Saturday, June 16, 2012
Understanding Panics and Stampedes
Since I am suffering from the effects of the current panic in TASE (generated by Europe's three year old on-out panic - it may be worthy to spend an hoour of this Saturday morning meditating on the phenomenon. How can it be that if everyone does what seems best to him in the market, the end result will be disaster for all. It is rational to buy when prices are increasing by the day, because profits can indeed be made. But the more people make that individually rational choice, the more irrational the whole thing becomes. It is like a stampede to an exit door in a fire. Each person's individual best choice is to get out as quickly as possible. But if you allow that psychological reality to play out, people will be trampled to death at the door. Moreover, the corpses will block everyone else from escaping. Panic is the worst behaviour for tghe collective and for the individual, yet it seems inevitable.
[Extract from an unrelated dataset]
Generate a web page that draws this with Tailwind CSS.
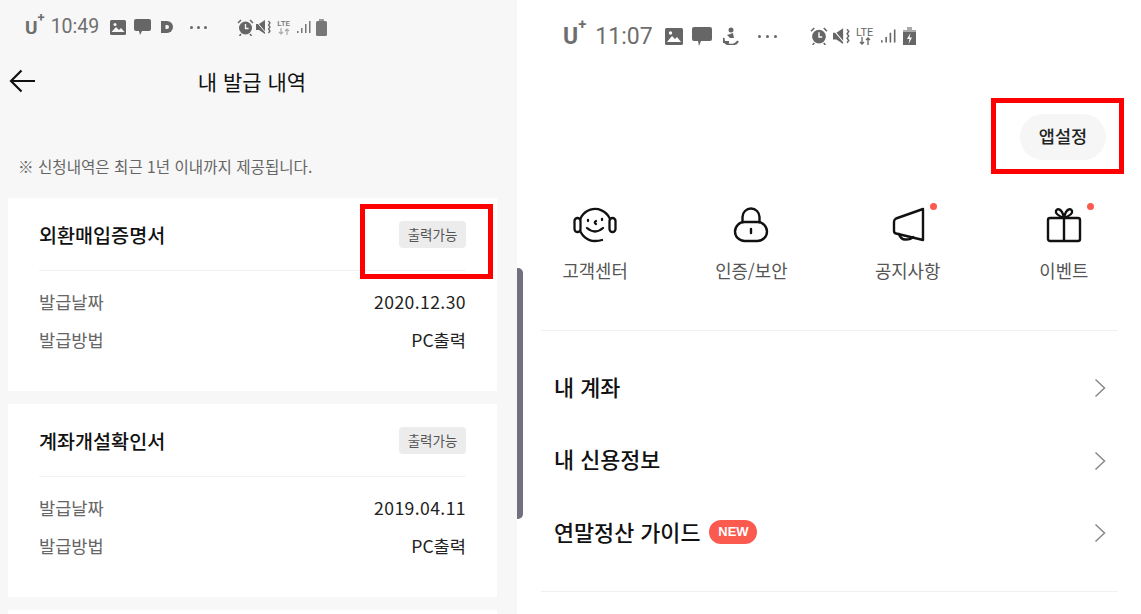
<!DOCTYPE html>
<html lang="ko">
<head>
  <meta charset="UTF-8" />
  <title>내 발급 내역</title>
  <script src="https://cdn.jsdelivr.net/npm/@tailwindcss/browser@4"></script>
</head>
<body class="bg-white font-['Noto_Sans_CJK_KR','Noto_Sans',sans-serif]">
  <div class="relative flex w-[1141px] h-[614px] overflow-hidden">

    <!-- left phone -->
    <section class="w-[517px] h-full bg-[#f7f7f7] shrink-0 overflow-hidden">
      <div class="h-[54px] pl-[25px] flex items-center text-[#6e6e6e]">
        <span class="font-['Roboto'] font-bold text-[19px] leading-none">U<sup class="text-[13px] font-bold align-[6px] leading-none">+</sup></span>
        <span class="ml-[6px] font-['Roboto'] text-[19.500px] leading-none">10:49</span>
        <svg class="ml-[11px]" width="16" height="15" viewBox="0 0 16 15"><rect width="16" height="15" rx="1.500" fill="#666"/><path d="M1.500 12 6 7l3 3 2-2 3.500 4z" fill="#f7f7f7"/><circle cx="5" cy="4.500" r="1.500" fill="#f7f7f7"/></svg>
        <svg class="ml-[8px]" width="17" height="17" viewBox="0 0 17 17"><path d="M2 0h13a2 2 0 0 1 2 2v8a2 2 0 0 1-2 2H8l-2 4-1-4H2a2 2 0 0 1-2-2V2a2 2 0 0 1 2-2z" fill="#666"/></svg>
        <svg class="ml-[10px]" width="14" height="14" viewBox="0 0 14 14"><path d="M0 1h6a6 6 0 0 1 0 12H0z" fill="#666"/><path d="M4.500 5h1.500a2 2 0 0 1 0 4H4.500z" fill="#f7f7f7"/></svg>
        <span class="ml-[15px] flex gap-[4px]"><i class="w-[3px] h-[3px] rounded-full bg-[#666]"></i><i class="w-[3px] h-[3px] rounded-full bg-[#666]"></i><i class="w-[3px] h-[3px] rounded-full bg-[#666]"></i></span>
        <svg class="ml-[30px]" width="17" height="17" viewBox="0 0 17 17"><circle cx="8.500" cy="9" r="6.500" fill="#666"/><path d="M8.500 5v4.500h3" stroke="#f7f7f7" stroke-width="1.300" fill="none"/><path d="M1 4l3-3M16 4l-3-3M4 15l-1.500 2M13 15l1.500 2" stroke="#666" stroke-width="1.500"/></svg>
        <svg class="ml-[2px]" width="16" height="16" viewBox="0 0 16 16"><path d="M0 5h3l6-4v14l-6-4H0z" fill="#666"/><path d="M0 2l10 12" stroke="#f7f7f7" stroke-width="1"/><path d="M12.500 2l1.500 2-1.500 2 1.500 2-1.500 2 1.500 2-1.500 2" stroke="#666" stroke-width="1.300" fill="none"/></svg>
        <span class="ml-[4px] w-[15px] flex flex-col items-center text-[#777] font-['Roboto'] font-medium text-[8px] leading-[8px]">LTE<svg width="12" height="7" viewBox="0 0 12 7"><path d="M3 0v6M1 4l2 2 2-2M9 7V1M7 3l2-2 2 2" stroke="#aaa" stroke-width="1.200" fill="none"/></svg></span>
        <svg class="ml-[5px]" width="15" height="14" viewBox="0 0 15 14"><path d="M1 11h1.500v2H1zM5 8h1.500v5H5zM9 4h1.500v9H9zM13 1h1.500v12H13z" fill="#777"/></svg>
        <svg class="ml-[5px]" width="11" height="17" viewBox="0 0 11 17"><path d="M3 0h5v2H3z" fill="#999"/><rect y="2" width="11" height="15" rx="1.500" fill="#777"/></svg>
      </div>

      <header class="relative h-[56px] flex items-center justify-center pr-[13px]">
        <svg class="absolute left-[9px] top-[15px]" width="27" height="24" viewBox="0 0 27 24"><path d="M26 12H2M12.500 1.500 2 12l10.500 10.500" stroke="#111" stroke-width="2.200" fill="none"/></svg>
        <h1 class="text-[21px] leading-none text-[#111] mt-[-2px]">내 발급 내역</h1>
      </header>

      <p class="mt-[45px] pl-[18px] h-[22px] text-[15.600px] leading-[22px] text-[#666]">※ 신청내역은 최근 1년 이내까지 제공됩니다.</p>

      <div class="mt-[21px] mx-[8px] w-[489px] flex flex-col gap-[13px]">
        <article class="h-[193px] bg-white px-[31px]">
          <div class="h-[73px] flex items-center justify-between border-b border-[#f3f3f3]">
            <h2 class="mt-[2px] text-[19.600px] font-medium text-[#111]">외환매입증명서</h2>
            <span class="w-[67px] h-[27px] rounded-[4px] bg-[#ececec] text-[13.500px] text-[#555] flex items-center justify-center">출력가능</span>
          </div>
          <dl class="pt-[19px] flex flex-col gap-[15px] text-[17.600px] leading-[23px]">
            <div class="flex justify-between"><dt class="text-[#666]">발급날짜</dt><dd class="text-[#222] tracking-[0.400px]">2020.12.30</dd></div>
            <div class="flex justify-between"><dt class="text-[#666]">발급방법</dt><dd class="text-[#222]">PC출력</dd></div>
          </dl>
        </article>
        <article class="h-[193px] bg-white px-[31px]">
          <div class="h-[73px] flex items-center justify-between border-b border-[#f3f3f3]">
            <h2 class="mt-[2px] text-[19.600px] font-medium text-[#111]">계좌개설확인서</h2>
            <span class="w-[67px] h-[27px] rounded-[4px] bg-[#ececec] text-[13.500px] text-[#555] flex items-center justify-center">출력가능</span>
          </div>
          <dl class="pt-[19px] flex flex-col gap-[15px] text-[17.600px] leading-[23px]">
            <div class="flex justify-between"><dt class="text-[#666]">발급날짜</dt><dd class="text-[#222] tracking-[0.400px]">2019.04.11</dd></div>
            <div class="flex justify-between"><dt class="text-[#666]">발급방법</dt><dd class="text-[#222]">PC출력</dd></div>
          </dl>
        </article>
        <article class="h-[193px] bg-white"></article>
      </div>
    </section>

    <!-- right phone -->
    <section class="relative flex-1 bg-white">
      <div class="absolute left-0 top-[268px] w-[6px] h-[251px] rounded-r-[5px] bg-[#70707f]"></div>

      <div class="h-[72px] pl-[46px] flex items-center text-[#6e6e6e]">
        <span class="font-['Roboto'] font-bold text-[23px] leading-none">U<sup class="text-[15px] font-bold align-[7px] leading-none">+</sup></span>
        <span class="ml-[9px] font-['Roboto'] text-[23px] leading-none">11:07</span>
        <svg class="ml-[12px]" width="18" height="17" viewBox="0 0 18 17"><rect width="18" height="17" rx="1.500" fill="#666"/><path d="M2 14l5-6 3 3 2-2 4 5z" fill="#fff"/><circle cx="5.500" cy="5" r="1.700" fill="#fff"/></svg>
        <svg class="ml-[9px]" width="20" height="19" viewBox="0 0 20 19"><path d="M2 0h16a2 2 0 0 1 2 2v10a2 2 0 0 1-2 2H9l-2 5-1-5H2a2 2 0 0 1-2-2V2a2 2 0 0 1 2-2z" fill="#666"/></svg>
        <svg class="ml-[11px]" width="16" height="18" viewBox="0 0 16 18"><circle cx="8" cy="3" r="2.500" fill="#666"/><path d="M4 8l6-2 1 5H7z" fill="#666"/><path d="M1 11a7 5 0 0 0 14 3M0 15h6" stroke="#666" stroke-width="2" fill="none"/></svg>
        <span class="ml-[19px] flex gap-[5px]"><i class="w-[3px] h-[3px] rounded-full bg-[#666]"></i><i class="w-[3px] h-[3px] rounded-full bg-[#666]"></i><i class="w-[3px] h-[3px] rounded-full bg-[#666]"></i></span>
        <svg class="ml-[33px]" width="18" height="18" viewBox="0 0 17 17"><circle cx="8.500" cy="9" r="6.500" fill="#666"/><path d="M8.500 5v4.500h3" stroke="#fff" stroke-width="1.300" fill="none"/><path d="M1 4l3-3M16 4l-3-3M4 15l-1.500 2M13 15l1.500 2" stroke="#666" stroke-width="1.500"/></svg>
        <svg class="ml-[5px]" width="18" height="18" viewBox="0 0 16 16"><path d="M0 5h3l6-4v14l-6-4H0z" fill="#666"/><path d="M0 2l10 12" stroke="#fff" stroke-width="1"/><path d="M12.500 2l1.500 2-1.500 2 1.500 2-1.500 2 1.500 2-1.500 2" stroke="#666" stroke-width="1.300" fill="none"/></svg>
        <span class="ml-[5px] w-[18px] flex flex-col items-center text-[#666] font-['Roboto'] text-[11px] leading-[9px]">LTE<svg width="14" height="8" viewBox="0 0 14 8"><path d="M4 0v7M2 5l2 2 2-2M10 8V1M8 3l2-2 2 2" stroke="#666" stroke-width="1.300" fill="none"/></svg></span>
        <svg class="ml-[6px]" width="16" height="16" viewBox="0 0 15 14"><path d="M1 11h1.500v2H1zM5 8h1.500v5H5zM9 4h1.500v9H9zM13 1h1.500v12H13z" fill="#666"/></svg>
        <svg class="ml-[7px]" width="13" height="18" viewBox="0 0 13 18"><path d="M4 0h5v3H4z" fill="#aaa"/><path d="M0 3h13v2H0z" fill="#aaa"/><rect y="5" width="13" height="13" fill="#666"/><path d="M7.500 6 4 12h2.500L5.500 17 9 10.500H6.500z" fill="#fff"/></svg>
      </div>

      <div class="mt-[42px] h-[46px] pr-[35px] flex justify-end">
        <button class="w-[86px] h-[46px] mr-[1px] pb-[2px] rounded-full bg-[#f6f6f6] text-[17.500px] font-medium text-[#222]">앱설정</button>
      </div>

      <nav class="mt-[47px] h-[76px] grid grid-cols-4 text-[17.800px] text-[#555]">
        <a class="flex flex-col items-center justify-between">
          <svg width="44" height="36" viewBox="0 0 44 36" fill="none" stroke="#111" stroke-width="2.300" stroke-linecap="round"><path d="M36.500 11A16 16 0 1 0 22 34q4 0 7-1"/><rect x="1.500" y="11" width="6" height="14" rx="3" fill="#fff"/><rect x="36.500" y="11" width="6" height="14" rx="3" fill="#fff"/><path d="M14 21q8 7 16 0M15 13v1M29 12v1M23 14q-2.500 1.500 0 3"/></svg>
          <span class="leading-[24px] mb-[1px]">고객센터</span>
        </a>
        <a class="flex flex-col items-center justify-between">
          <svg width="36" height="36" viewBox="0 0 36 36" fill="none" stroke="#111" stroke-width="2.400" stroke-linecap="round"><path d="M9.500 15V10a8.500 8.500 0 0 1 17 0v5"/><rect x="2" y="15" width="32" height="19" rx="9.500"/><path d="M18 22v4"/></svg>
          <span class="leading-[24px] mb-[1px]">인증/보안</span>
        </a>
        <a class="relative flex flex-col items-center justify-between">
          <svg width="34" height="36" viewBox="0 0 34 36" fill="none" stroke="#111" stroke-width="2.400" stroke-linejoin="round" stroke-linecap="round"><path d="M32 2 5 11.500Q3 12.500 3 15v9q0 2 2 2.500L32 33z"/><path d="M8 27q2 6 7 5.500 5 0 7-2.500"/></svg>
          <span class="leading-[24px] mb-[1px]">공지사항</span>
          <i class="absolute left-[100px] top-[-4px] w-[7px] h-[7px] rounded-full bg-[#fb5a4f]"></i>
        </a>
        <a class="relative flex flex-col items-center justify-between">
          <svg width="36" height="36" viewBox="0 0 36 36" fill="none" stroke="#111" stroke-width="2.400" stroke-linejoin="round"><rect x="2" y="11" width="32" height="23" rx="2"/><path d="M18 11v23"/><path d="M18 11C13 9 9 7 10 4s6-3 8 7c2-10 7-10 8-7s-3 5-8 7z"/></svg>
          <span class="leading-[24px] mb-[1px]">이벤트</span>
          <i class="absolute left-[101px] top-[-4px] w-[7px] h-[7px] rounded-full bg-[#fb5a4f]"></i>
        </a>
      </nav>

      <div class="mx-[24px] mt-[47px] w-[577px] border-t border-[#f0f0f0]">
        <ul class="h-[260px] pt-[21px] pb-[22px] pr-[12px] pl-[13px] flex flex-col justify-between text-[21.800px] font-medium text-[#111]">
          <li class="h-[72px] flex items-center justify-between"><span class="mb-[2px]">내 계좌</span><svg width="12" height="20" viewBox="0 0 12 20"><path d="m1.500 1.500 9 8.500-9 8.500" stroke="#888" stroke-width="1.500" fill="none"/></svg></li>
          <li class="h-[72px] flex items-center justify-between"><span class="mb-[2px]">내 신용정보</span><svg width="12" height="20" viewBox="0 0 12 20"><path d="m1.500 1.500 9 8.500-9 8.500" stroke="#888" stroke-width="1.500" fill="none"/></svg></li>
          <li class="h-[72px] flex items-center justify-between"><span class="mb-[2px] flex items-center gap-[9px]">연말정산 가이드<b class="w-[48px] h-[24px] rounded-full bg-[#fb5a4f] text-white text-[13px] font-bold font-['Liberation_Sans'] flex items-center justify-center">NEW</b></span><svg width="12" height="20" viewBox="0 0 12 20"><path d="m1.500 1.500 9 8.500-9 8.500" stroke="#888" stroke-width="1.500" fill="none"/></svg></li>
        </ul>
        <div class="border-t border-[#f0f0f0]"></div>
      </div>
    </section>

    <!-- red callouts over the screenshot -->
    <div class="absolute left-[360px] top-[204px] w-[133px] h-[75px] border-[5px] border-[#ff0000]"></div>
    <div class="absolute left-[991px] top-[98px] w-[133px] h-[76px] border-[5px] border-[#ff0000]"></div>
  </div>
</body>
</html>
Pic.: The Duisburg Stampede. 50 dead. Addendum: Why a system goes from a stable mood to the disorderly panic mood? Say I am a front raw hoplite in a battle. I look to my right and left and see that everybody is advancing steadily towards the enemy line. My best chance of survival is to go with the line and not to run away. When I see disorder to my side and people running frantically from the enemy, I dont know exactly what is happening but the signal is clear and from that point everybody may be running away and the last one to run away will be captured and killed. From the instant of collapse the optimal behaviour is panic. As a corollarium, the leader must be always alert to signs of panic and he must kill it before it has time to go viral. The same in the bourse: when there is a selling panic, it can be stopped and reversed by a large buyer.